### Goal:
Repeat the data word for word. Do not include the pictures.

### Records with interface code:
============

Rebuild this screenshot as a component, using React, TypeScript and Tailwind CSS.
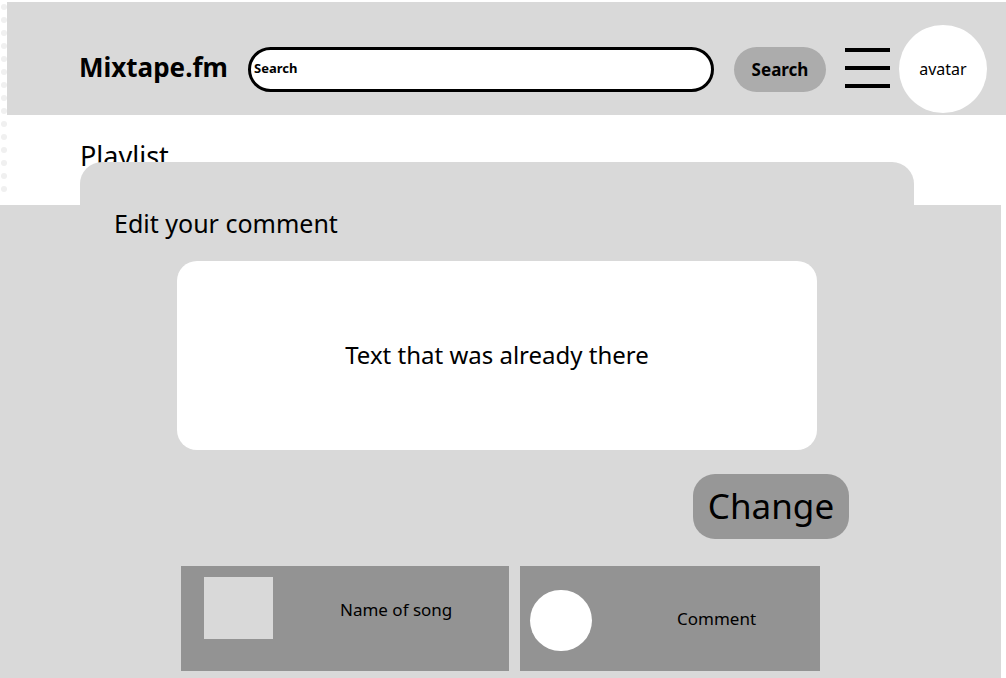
import React from "react";

const font = { fontFamily: '"Noto Sans", "Open Sans", sans-serif' };

function Header() {
  return (
    <header className="ml-[7px] mt-[2px] flex h-[113px] items-center bg-[#d9d9d9] pt-[21px]">
      <div className="ml-[72px] w-[169px] pb-[5px] text-[26px] font-bold leading-none text-black">
        Mixtape.fm
      </div>
      <div className="flex h-[45px] w-[466px] items-center rounded-full border-[3px] border-black bg-white px-[3px]">
        <span className="text-[13px] font-bold text-black">Search</span>
      </div>
      <button className="ml-[20px] h-[45px] w-[92px] rounded-full bg-[#acacac] pt-[2px] text-[17px] font-bold text-black">
        Search
      </button>
      <div className="ml-[19px] -mt-[2px] flex h-[40px] w-[45px] flex-col justify-between">
        <span className="h-[4px] w-full bg-black" />
        <span className="h-[4px] w-full bg-black" />
        <span className="h-[4px] w-full bg-black" />
      </div>
      <div className="ml-[9px] flex h-[88px] w-[88px] items-center justify-center rounded-full bg-white text-[16px] text-black">
        avatar
      </div>
    </header>
  );
}

function EditSheet() {
  return (
    <div className="absolute left-0 top-[162px] flex flex-col">
      <div className="ml-[80px] h-[43px] w-[834px] rounded-t-[22px] bg-[#d9d9d9]" />
      <div className="flex h-[474px] w-[1001px] flex-col bg-[#d9d9d9]">
        <h2 className="ml-[114px] mt-[3px] text-[25px] leading-[30px] text-black">
          Edit your comment
        </h2>
        <div className="ml-[177px] mt-[23px] flex h-[189px] w-[640px] items-center justify-center rounded-[20px] bg-white pb-[2px] text-[24px] text-black">
          Text that was already there
        </div>
        <div className="mt-[24px] flex w-[849px] justify-end">
          <button className="h-[65px] w-[156px] rounded-[22px] bg-[#979797] pb-[1px] text-[35px] text-black">
            Change
          </button>
        </div>
        <div className="ml-[181px] mt-[27px] flex gap-[11px]">
          <div className="flex h-[105px] w-[328px] bg-[#939393] pl-[23px] pt-[11px]">
            <div className="h-[62px] w-[69px] bg-[#d9d9d9]" />
            <div className="ml-[67px] mt-[24px] text-[17px] leading-none text-black">
              Name of song
            </div>
          </div>
          <div className="flex h-[105px] w-[300px] bg-[#939393] pl-[10px] pt-[24px]">
            <div className="h-[61px] w-[62px] rounded-full bg-white" />
            <div className="ml-[85px] mt-[20px] text-[17px] leading-none text-black">
              Comment
            </div>
          </div>
        </div>
      </div>
    </div>
  );
}

export default function App() {
  return (
    <div className="relative h-[678px] w-[1006px] overflow-hidden bg-white" style={font}>
      <div className="absolute left-[1px] top-[4px] flex flex-col gap-[7px]">
        {Array.from({ length: 15 }).map((_, i) => (
          <span key={i} className="h-[6px] w-[6px] rounded-full bg-[#f0f0f0]" />
        ))}
      </div>
      <Header />
      <h1 className="ml-[80px] mt-[25px] text-[27px] leading-[32px] text-black">Playlist</h1>
      <EditSheet />
    </div>
  );
}
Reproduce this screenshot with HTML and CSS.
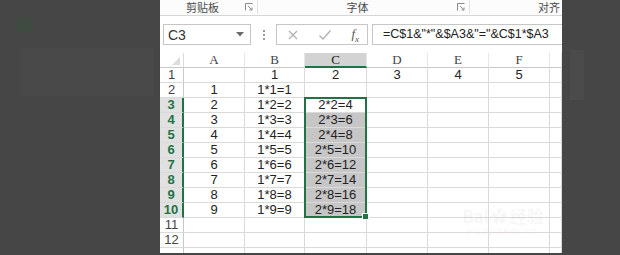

============

### Output of the exercise:
Rebuild this screenshot as a component, using React, TypeScript and Tailwind CSS.
import React from "react";

const font = { fontFamily: '"Noto Sans", "Open Sans", sans-serif' };

function Header() {
  return (
    <header className="ml-[7px] mt-[2px] flex h-[113px] items-center bg-[#d9d9d9] pt-[21px]">
      <div className="ml-[72px] w-[169px] pb-[5px] text-[26px] font-bold leading-none text-black">
        Mixtape.fm
      </div>
      <div className="flex h-[45px] w-[466px] items-center rounded-full border-[3px] border-black bg-white px-[3px]">
        <span className="text-[13px] font-bold text-black">Search</span>
      </div>
      <button className="ml-[20px] h-[45px] w-[92px] rounded-full bg-[#acacac] pt-[2px] text-[17px] font-bold text-black">
        Search
      </button>
      <div className="ml-[19px] -mt-[2px] flex h-[40px] w-[45px] flex-col justify-between">
        <span className="h-[4px] w-full bg-black" />
        <span className="h-[4px] w-full bg-black" />
        <span className="h-[4px] w-full bg-black" />
      </div>
      <div className="ml-[9px] flex h-[88px] w-[88px] items-center justify-center rounded-full bg-white text-[16px] text-black">
        avatar
      </div>
    </header>
  );
}

function EditSheet() {
  return (
    <div className="absolute left-0 top-[162px] flex flex-col">
      <div className="ml-[80px] h-[43px] w-[834px] rounded-t-[22px] bg-[#d9d9d9]" />
      <div className="flex h-[474px] w-[1001px] flex-col bg-[#d9d9d9]">
        <h2 className="ml-[114px] mt-[3px] text-[25px] leading-[30px] text-black">
          Edit your comment
        </h2>
        <div className="ml-[177px] mt-[23px] flex h-[189px] w-[640px] items-center justify-center rounded-[20px] bg-white pb-[2px] text-[24px] text-black">
          Text that was already there
        </div>
        <div className="mt-[24px] flex w-[849px] justify-end">
          <button className="h-[65px] w-[156px] rounded-[22px] bg-[#979797] pb-[1px] text-[35px] text-black">
            Change
          </button>
        </div>
        <div className="ml-[181px] mt-[27px] flex gap-[11px]">
          <div className="flex h-[105px] w-[328px] bg-[#939393] pl-[23px] pt-[11px]">
            <div className="h-[62px] w-[69px] bg-[#d9d9d9]" />
            <div className="ml-[67px] mt-[24px] text-[17px] leading-none text-black">
              Name of song
            </div>
          </div>
          <div className="flex h-[105px] w-[300px] bg-[#939393] pl-[10px] pt-[24px]">
            <div className="h-[61px] w-[62px] rounded-full bg-white" />
            <div className="ml-[85px] mt-[20px] text-[17px] leading-none text-black">
              Comment
            </div>
          </div>
        </div>
      </div>
    </div>
  );
}

export default function App() {
  return (
    <div className="relative h-[678px] w-[1006px] overflow-hidden bg-white" style={font}>
      <div className="absolute left-[1px] top-[4px] flex flex-col gap-[7px]">
        {Array.from({ length: 15 }).map((_, i) => (
          <span key={i} className="h-[6px] w-[6px] rounded-full bg-[#f0f0f0]" />
        ))}
      </div>
      <Header />
      <h1 className="ml-[80px] mt-[25px] text-[27px] leading-[32px] text-black">Playlist</h1>
      <EditSheet />
    </div>
  );
}
Reproduce this screenshot with HTML and CSS.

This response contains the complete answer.